Goal » Skip the pictures, please, and write out exactly the lines from the opening of the data through the line containing "const [open, setOpen]".

Recorded data »
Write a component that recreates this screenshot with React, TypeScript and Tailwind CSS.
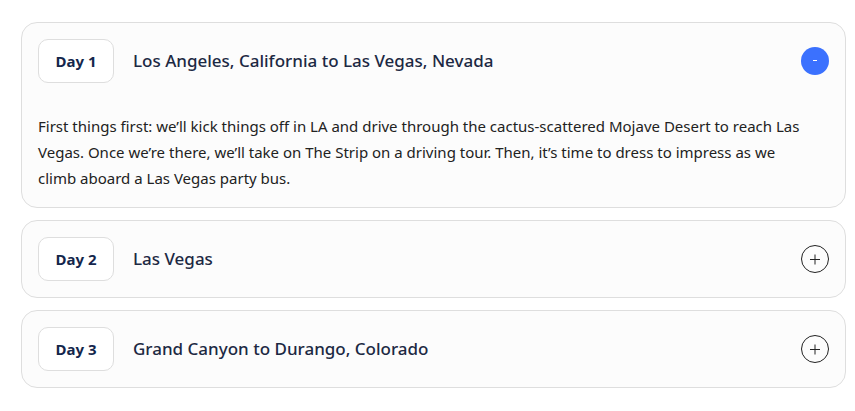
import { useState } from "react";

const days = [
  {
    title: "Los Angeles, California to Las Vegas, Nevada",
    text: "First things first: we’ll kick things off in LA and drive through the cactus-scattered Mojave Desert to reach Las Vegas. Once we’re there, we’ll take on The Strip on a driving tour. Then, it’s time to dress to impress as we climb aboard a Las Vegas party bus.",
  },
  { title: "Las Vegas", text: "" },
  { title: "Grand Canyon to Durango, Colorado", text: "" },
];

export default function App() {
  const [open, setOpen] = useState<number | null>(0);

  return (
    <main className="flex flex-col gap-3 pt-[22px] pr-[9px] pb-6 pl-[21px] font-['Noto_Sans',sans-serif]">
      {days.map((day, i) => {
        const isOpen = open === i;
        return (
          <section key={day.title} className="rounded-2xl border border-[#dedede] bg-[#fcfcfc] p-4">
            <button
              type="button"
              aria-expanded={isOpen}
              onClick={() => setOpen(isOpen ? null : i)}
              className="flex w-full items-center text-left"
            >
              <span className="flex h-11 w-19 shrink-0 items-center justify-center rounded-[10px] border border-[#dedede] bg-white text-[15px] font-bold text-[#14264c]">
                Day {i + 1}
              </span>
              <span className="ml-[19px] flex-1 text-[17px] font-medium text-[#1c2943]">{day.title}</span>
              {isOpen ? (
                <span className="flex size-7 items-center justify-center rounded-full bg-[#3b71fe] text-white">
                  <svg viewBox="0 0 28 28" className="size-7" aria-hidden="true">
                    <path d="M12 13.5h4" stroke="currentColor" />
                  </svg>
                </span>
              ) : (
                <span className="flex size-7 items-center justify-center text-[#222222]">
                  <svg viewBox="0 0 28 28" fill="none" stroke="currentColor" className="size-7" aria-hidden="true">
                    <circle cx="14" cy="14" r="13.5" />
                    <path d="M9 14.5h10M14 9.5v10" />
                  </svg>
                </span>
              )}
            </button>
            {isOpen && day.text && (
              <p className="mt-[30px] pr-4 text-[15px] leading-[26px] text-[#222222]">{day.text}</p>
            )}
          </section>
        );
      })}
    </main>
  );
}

Task response »
Write a component that recreates this screenshot with React, TypeScript and Tailwind CSS.
import { useState } from "react";

const days = [
  {
    title: "Los Angeles, California to Las Vegas, Nevada",
    text: "First things first: we’ll kick things off in LA and drive through the cactus-scattered Mojave Desert to reach Las Vegas. Once we’re there, we’ll take on The Strip on a driving tour. Then, it’s time to dress to impress as we climb aboard a Las Vegas party bus.",
  },
  { title: "Las Vegas", text: "" },
  { title: "Grand Canyon to Durango, Colorado", text: "" },
];

export default function App() {
  const [open, setOpen] = useState<number | null>(0);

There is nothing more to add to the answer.